Yes, the whole point of the flexible suspension is so the panel can move as unit. This exaggerated drawing illustrates the difference in deflections between the two cases:

deflect.gif


The piston panel moves a greater volume of air and the effective absorption area is basically the whole panel rather than about half the panel area for the rigid mount case.

In my design and for normal panel absorber aspect ratios, say like 2'x4'x8", the vast majority of springiness (compliance) comes from the air inside the cavity rather than the suspension. This springiness along with the mass of the panel, and the amount of damping, determines the resonance frequency. The springiness of the suspension becomes more significant as the box volume increases - or if you happen to stretch it very taut. Note that I changed my mind and said a sealed fabric would probably be better than a plastic film. I'll change that in my drawing.

Personally I would use a good deal of damping and aim for a more broadband absorber. If you need to tune it to a specific frequency, then design it for a slightly higher frequency than you want and add mass by gluing scrap pieces of plywood or whatever to the back of the panel until you reach your target.
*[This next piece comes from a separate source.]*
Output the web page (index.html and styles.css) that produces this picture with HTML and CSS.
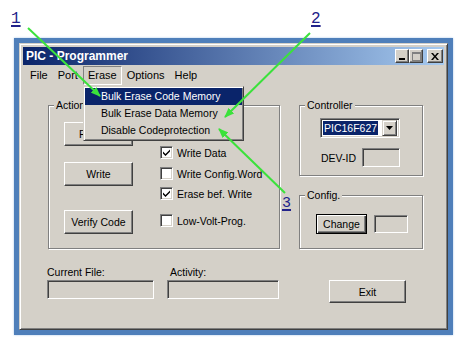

If you just do one and record the weight or dimensions of the pieces as you go, then you wont have to repeat the process on the following ones.

Liquid Nails is the common brand in the US for the glue you're referring to. It's generically called construction adhesive. I would both glue and nail the ring to the frame in my design. Just enough 3d finish nails to hold it in place while the glue dries. About one nail every 6". I would use screws on the back panel for access. You can even forgo the back panel and use the wall you're mounting it to as a seal. Just make sure you use some kind of good airtight gasket.

barefoot

http://barefootsound.com
 
One final question...

Does a bass trap have to be attached to the wall for most effective results or can it free stand just in front of the wall ie just sitting on the floor a couple of inches away from the wall?